**EXTRACTED RECORDS:**
-- -- --

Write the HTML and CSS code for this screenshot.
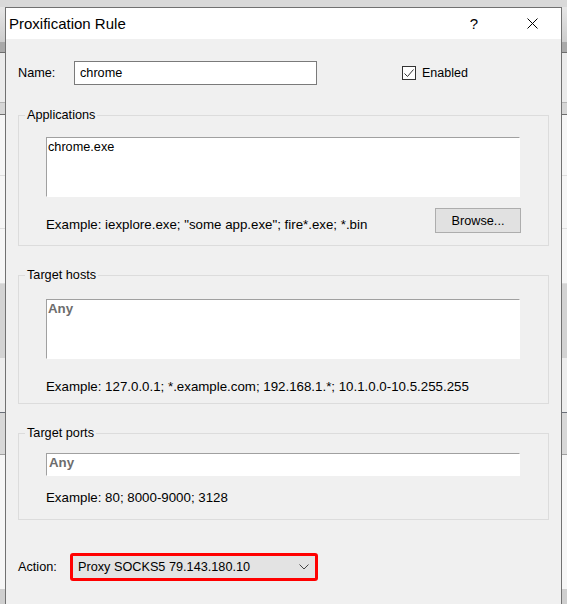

-- -- --

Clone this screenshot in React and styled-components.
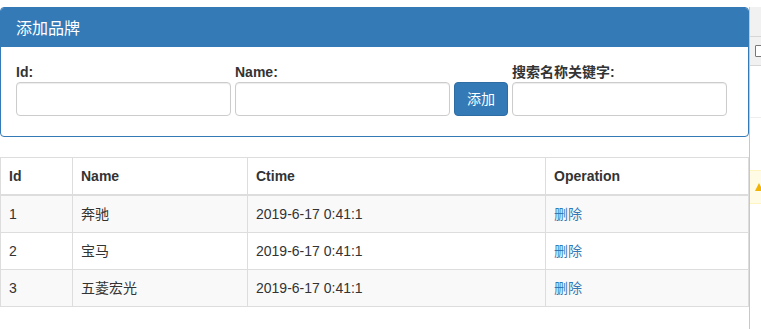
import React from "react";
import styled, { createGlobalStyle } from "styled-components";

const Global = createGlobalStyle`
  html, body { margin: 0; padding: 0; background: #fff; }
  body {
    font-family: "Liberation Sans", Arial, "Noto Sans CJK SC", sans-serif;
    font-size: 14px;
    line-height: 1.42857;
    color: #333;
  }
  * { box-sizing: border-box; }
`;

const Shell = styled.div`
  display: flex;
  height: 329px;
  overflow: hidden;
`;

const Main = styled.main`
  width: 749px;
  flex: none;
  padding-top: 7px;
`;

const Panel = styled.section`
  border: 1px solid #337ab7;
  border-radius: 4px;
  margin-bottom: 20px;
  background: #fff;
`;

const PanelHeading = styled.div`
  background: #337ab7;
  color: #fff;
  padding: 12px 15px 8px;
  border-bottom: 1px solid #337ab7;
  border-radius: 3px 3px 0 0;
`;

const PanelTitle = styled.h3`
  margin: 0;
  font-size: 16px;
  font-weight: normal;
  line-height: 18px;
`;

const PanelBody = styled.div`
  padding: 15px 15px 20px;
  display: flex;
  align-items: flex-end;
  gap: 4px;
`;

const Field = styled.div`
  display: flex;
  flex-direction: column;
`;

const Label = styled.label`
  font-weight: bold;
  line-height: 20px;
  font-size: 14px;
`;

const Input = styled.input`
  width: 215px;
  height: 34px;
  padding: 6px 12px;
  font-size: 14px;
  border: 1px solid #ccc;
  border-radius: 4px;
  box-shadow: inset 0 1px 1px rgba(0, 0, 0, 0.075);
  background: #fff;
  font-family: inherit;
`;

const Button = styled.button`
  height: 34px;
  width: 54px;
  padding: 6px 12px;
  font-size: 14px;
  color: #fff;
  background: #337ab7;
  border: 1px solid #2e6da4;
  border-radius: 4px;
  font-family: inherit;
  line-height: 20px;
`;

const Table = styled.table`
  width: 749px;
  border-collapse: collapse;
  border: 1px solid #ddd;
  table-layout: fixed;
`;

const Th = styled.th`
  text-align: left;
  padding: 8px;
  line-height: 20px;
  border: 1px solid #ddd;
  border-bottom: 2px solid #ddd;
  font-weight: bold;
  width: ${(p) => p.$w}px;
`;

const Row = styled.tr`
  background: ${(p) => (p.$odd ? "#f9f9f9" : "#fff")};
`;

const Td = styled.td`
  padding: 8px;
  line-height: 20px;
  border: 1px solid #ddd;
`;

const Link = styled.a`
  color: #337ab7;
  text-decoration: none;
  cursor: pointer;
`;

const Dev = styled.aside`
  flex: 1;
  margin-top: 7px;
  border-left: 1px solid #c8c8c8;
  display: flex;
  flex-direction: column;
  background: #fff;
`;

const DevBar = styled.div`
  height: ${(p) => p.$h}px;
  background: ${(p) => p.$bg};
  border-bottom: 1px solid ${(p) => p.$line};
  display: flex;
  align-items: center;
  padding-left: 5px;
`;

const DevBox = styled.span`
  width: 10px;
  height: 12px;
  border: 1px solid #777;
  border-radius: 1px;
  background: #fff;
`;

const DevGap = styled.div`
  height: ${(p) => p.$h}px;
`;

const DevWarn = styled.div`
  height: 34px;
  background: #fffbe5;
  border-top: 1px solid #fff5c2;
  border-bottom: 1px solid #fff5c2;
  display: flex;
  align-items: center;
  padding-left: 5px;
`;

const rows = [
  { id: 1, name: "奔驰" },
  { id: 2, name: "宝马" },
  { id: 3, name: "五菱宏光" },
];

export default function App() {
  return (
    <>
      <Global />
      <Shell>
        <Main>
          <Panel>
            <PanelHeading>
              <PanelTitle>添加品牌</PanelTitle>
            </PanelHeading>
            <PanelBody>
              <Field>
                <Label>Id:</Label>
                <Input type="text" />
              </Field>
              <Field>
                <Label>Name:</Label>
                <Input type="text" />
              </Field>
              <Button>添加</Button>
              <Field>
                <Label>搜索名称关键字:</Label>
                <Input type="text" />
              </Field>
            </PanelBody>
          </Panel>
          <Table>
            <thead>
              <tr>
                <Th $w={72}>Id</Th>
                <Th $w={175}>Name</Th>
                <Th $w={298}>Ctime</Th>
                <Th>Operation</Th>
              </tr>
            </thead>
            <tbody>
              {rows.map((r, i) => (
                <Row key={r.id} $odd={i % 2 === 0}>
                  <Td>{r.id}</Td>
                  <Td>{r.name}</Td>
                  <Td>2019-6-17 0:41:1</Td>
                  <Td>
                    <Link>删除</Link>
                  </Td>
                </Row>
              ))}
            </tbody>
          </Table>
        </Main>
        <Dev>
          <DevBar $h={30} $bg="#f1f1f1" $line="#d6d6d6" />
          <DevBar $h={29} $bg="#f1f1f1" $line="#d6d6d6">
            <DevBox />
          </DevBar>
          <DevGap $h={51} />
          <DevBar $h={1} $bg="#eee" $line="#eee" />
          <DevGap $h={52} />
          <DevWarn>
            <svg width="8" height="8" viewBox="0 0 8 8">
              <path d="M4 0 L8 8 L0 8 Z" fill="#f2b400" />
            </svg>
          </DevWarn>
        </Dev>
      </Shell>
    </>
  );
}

-- -- --

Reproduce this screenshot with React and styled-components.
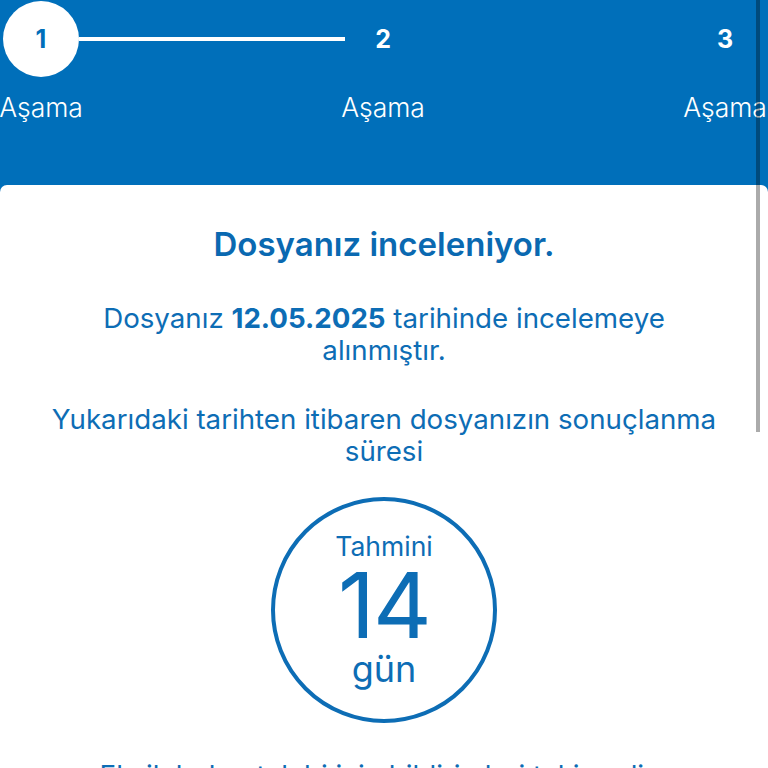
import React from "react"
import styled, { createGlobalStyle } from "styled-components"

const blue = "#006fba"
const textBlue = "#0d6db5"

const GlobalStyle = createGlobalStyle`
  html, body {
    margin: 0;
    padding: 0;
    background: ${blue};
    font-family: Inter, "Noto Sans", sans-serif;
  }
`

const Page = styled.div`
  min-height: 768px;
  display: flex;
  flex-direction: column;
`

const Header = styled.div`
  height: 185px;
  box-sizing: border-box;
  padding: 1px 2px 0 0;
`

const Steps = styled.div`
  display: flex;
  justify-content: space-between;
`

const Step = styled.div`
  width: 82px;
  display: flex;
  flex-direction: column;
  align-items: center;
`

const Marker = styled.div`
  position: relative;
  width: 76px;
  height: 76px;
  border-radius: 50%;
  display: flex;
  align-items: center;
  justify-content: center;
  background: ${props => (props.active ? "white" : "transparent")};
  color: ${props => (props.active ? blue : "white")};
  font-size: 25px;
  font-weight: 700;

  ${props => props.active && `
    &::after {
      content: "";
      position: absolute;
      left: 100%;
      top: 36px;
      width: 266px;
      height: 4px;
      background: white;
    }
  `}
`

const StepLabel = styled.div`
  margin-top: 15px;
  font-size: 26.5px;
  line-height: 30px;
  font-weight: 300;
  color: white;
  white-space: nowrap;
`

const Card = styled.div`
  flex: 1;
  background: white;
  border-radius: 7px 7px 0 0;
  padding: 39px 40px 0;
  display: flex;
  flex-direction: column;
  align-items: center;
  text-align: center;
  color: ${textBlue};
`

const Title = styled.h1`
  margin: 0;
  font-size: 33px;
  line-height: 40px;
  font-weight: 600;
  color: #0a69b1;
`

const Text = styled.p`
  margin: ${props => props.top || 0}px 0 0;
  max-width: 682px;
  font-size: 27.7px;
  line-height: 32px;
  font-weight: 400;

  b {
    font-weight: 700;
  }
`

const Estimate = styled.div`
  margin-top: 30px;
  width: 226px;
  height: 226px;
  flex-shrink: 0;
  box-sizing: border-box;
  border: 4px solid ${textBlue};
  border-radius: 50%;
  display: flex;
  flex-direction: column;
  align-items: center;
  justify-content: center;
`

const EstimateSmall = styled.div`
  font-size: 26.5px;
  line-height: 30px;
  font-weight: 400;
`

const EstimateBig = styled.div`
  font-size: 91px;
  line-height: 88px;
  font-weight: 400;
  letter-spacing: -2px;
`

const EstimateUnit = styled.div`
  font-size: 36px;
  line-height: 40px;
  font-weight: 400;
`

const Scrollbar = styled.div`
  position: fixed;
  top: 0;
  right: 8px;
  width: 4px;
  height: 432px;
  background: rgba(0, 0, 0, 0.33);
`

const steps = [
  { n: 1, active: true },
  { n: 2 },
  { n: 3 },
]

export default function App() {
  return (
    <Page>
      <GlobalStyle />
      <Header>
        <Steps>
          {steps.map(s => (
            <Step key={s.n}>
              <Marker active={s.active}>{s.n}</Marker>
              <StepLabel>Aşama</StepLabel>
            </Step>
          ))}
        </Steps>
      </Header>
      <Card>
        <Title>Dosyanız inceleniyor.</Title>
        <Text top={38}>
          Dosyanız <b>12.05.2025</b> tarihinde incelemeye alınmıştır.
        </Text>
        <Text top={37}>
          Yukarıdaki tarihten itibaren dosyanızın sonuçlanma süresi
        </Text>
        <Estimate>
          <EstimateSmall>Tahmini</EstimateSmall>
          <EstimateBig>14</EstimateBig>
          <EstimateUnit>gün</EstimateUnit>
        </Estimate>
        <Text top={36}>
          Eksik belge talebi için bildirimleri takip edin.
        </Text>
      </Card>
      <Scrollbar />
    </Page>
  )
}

-- -- --

Each line that has the word "components" should be copied.

Clone this screenshot in React and styled-components.
import styled, { createGlobalStyle } from "styled-components";
Reproduce this screenshot with React and styled-components.
import styled, { createGlobalStyle } from "styled-components"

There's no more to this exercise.